Renforcer la légitimité contestée des militaires français déployés au Sahel par une déclaration commune des chefs d’État des pays du G5 Sahel et mobiliser les alliés européens inquiets de voir la France critiquée pour une opération «Tacouba» en préparation, telle était la substance de la réunion d’hier à Pau qui a répondu aux attentes de Paris, en tout cas, pour ce qui est de la ‘’relégitimation’’ de la présence française dans le Sahel.
Selon des sources françaises, outre nos chefs d’État, le Sommet a accueilli, lundi soir, le Secrétaire général des Nations unies, Antonio Guterres ; le Président de la Commission de l’Union africaine, Moussa Faki ; et le Président du Conseil européen, Charles Michel.
Un programme millimétré
Plusieurs activités marqueront ce sommet, très mal perçu dans de nombreux milieux africains, le programme réglé comme du papier à musique. Selon LEXPRESS.fr, le Président devait se rendre d’abord sur la base du 5e régiment d’hélicoptères de combat de Pau, dont étaient originaires sept des 13 soldats français tués en opérations au Mali en décembre. Avec ses homologues africains, il devait déposer une gerbe de fleurs en leur mémoire.
Quant au sommet proprement dit, il a été émaillé d’un huis clos exclusif entre le Président Emmanuel Macron et les chefs d’État du G5 Sahel.
Au pas de charge, les participants se sont retrouvés pour un dîner de travail au Parlement de Navarre avec les autres responsables internationaux. C’était la rencontre élargie à l’Organisation des Nations Unies, à l’Union européenne, à l’Union africaine et à l’Organisation internationale de la francophonie entre autres.
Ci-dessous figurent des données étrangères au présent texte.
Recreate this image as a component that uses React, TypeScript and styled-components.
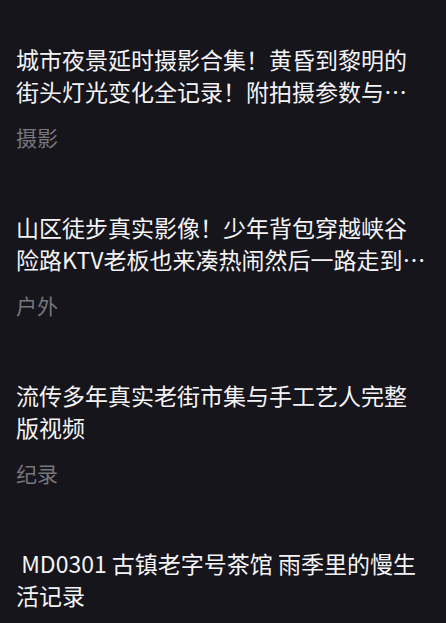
import React from "react";
import styled, { createGlobalStyle } from "styled-components";

const Global = createGlobalStyle`
  html, body { margin: 0; padding: 0; background: #16151b; }
  body { font-family: "Noto Sans CJK SC", "Noto Sans", sans-serif; }
`;

const List = styled.div`
  display: flex;
  flex-direction: column;
  gap: 61px;
  padding: 44px 20px 0 16px;
  min-height: 623px;
  box-sizing: border-box;
  background: #16151b;
`;

const Item = styled.div`
  display: flex;
  flex-direction: column;
  gap: 16px;
`;

const Title = styled.div`
  color: #f4f4f6;
  font-size: 23px;
  line-height: 31.5px;
  display: -webkit-box;
  -webkit-line-clamp: 2;
  -webkit-box-orient: vertical;
  overflow: hidden;
  white-space: pre-wrap;
`;

const Tag = styled.div`
  color: #77767c;
  font-size: 21px;
  line-height: 28px;
`;

const items = [
  { title: "城市夜景延时摄影合集！黄昏到黎明的街头灯光变化全记录！附拍摄参数与后期技巧分享", tag: "摄影" },
  { title: "山区徒步真实影像！少年背包穿越峡谷险路KTV老板也来凑热闹然后一路走到终点完整纪录", tag: "户外" },
  { title: "流传多年真实老街市集与手工艺人完整版视频", tag: "纪录" },
  { title: " MD0301 古镇老字号茶馆 雨季里的慢生活记录", tag: "生活" },
];

export default function App() {
  return (
    <>
      <Global />
      <List>
        {items.map((it, i) => (
          <Item key={i}>
            <Title>{it.title}</Title>
            <Tag>{it.tag}</Tag>
          </Item>
        ))}
      </List>
    </>
  );
}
La pression politico-militaire
Selon notre source, en lançant cette invitation, perçue comme une «convocation» par certains présidents sahéliens, Emmanuel Macron avait averti qu’il mettrait toutes les options sur la table, y compris celle d’un retrait ou d’une décrue de Barkhane. D’autres sources rapportent que Paris menace de retirer ses troupes sous 6 mois, si d’aventure les chefs d’État de nos pays ne montraient pas patte blanche. Concrètement, selon LEXPRESS.fr, ‘’ce lundi, Paris veut avant tout obtenir une déclaration commune des cinq pays qui soulignera que la France agit à la demande de ses dirigeants, afin de «relégitimiser» sa présence, explique la présidence. «Il faut tout d’abord obtenir des responsables politiques une position nette sur ce qu’ils souhaitent ou pas», a tranché la ministre des Armées Florence Parly samedi’’.
Même si certains chefs d’État, dont le nôtre, qui qualifiait dans son adresse à la Nation, à l’occasion des vœux de Nouvel An, de « décisive » la rencontre de Pau, car elle « permettra de mettre sur la table toutes les questions, tous les griefs, toutes les solutions », la réalité du terrain ne pouvait que leur imposer de demander la poursuite du partenariat avec la France dans la lutte contre les jihadistes.
La session de rattrapage
L’on apprend qu’outre le volet politique, le sommet de Pau a également planché sur une révision de la stratégie militaire contre les djihadistes. L’Opération Takuba, réunissant des forces spéciales d’une dizaine de pays européens que la France est en train de mettre sur pied sera une des pièces maîtresses de la nouvelle stratégie. Le hic est que plusieurs pays européens favorables à la lutte contre les jihadistes sont méfiants au regard de la volée de bois vert qu’encaisse la France en raison d’opinions africaines.
Il faut dire que la déclaration commune de ‘’relégitimation’’ de la présence française dans le Sahel est un solide argument pouvant rallier à la cause de l’Opération ‘’Takuba’’ les indécis des pays européens. C’est qu’on appelle une session de rattrapage, d’autant plus que l’appel de Paris n’a pas trouvé grâce auprès de l’OTAN réunie en Angleterre, en décembre dernier. C’est d’ailleurs dans la foulée de ce sommet que chefs d’État ont été abruptement ‘’convoqués’’ à Pau.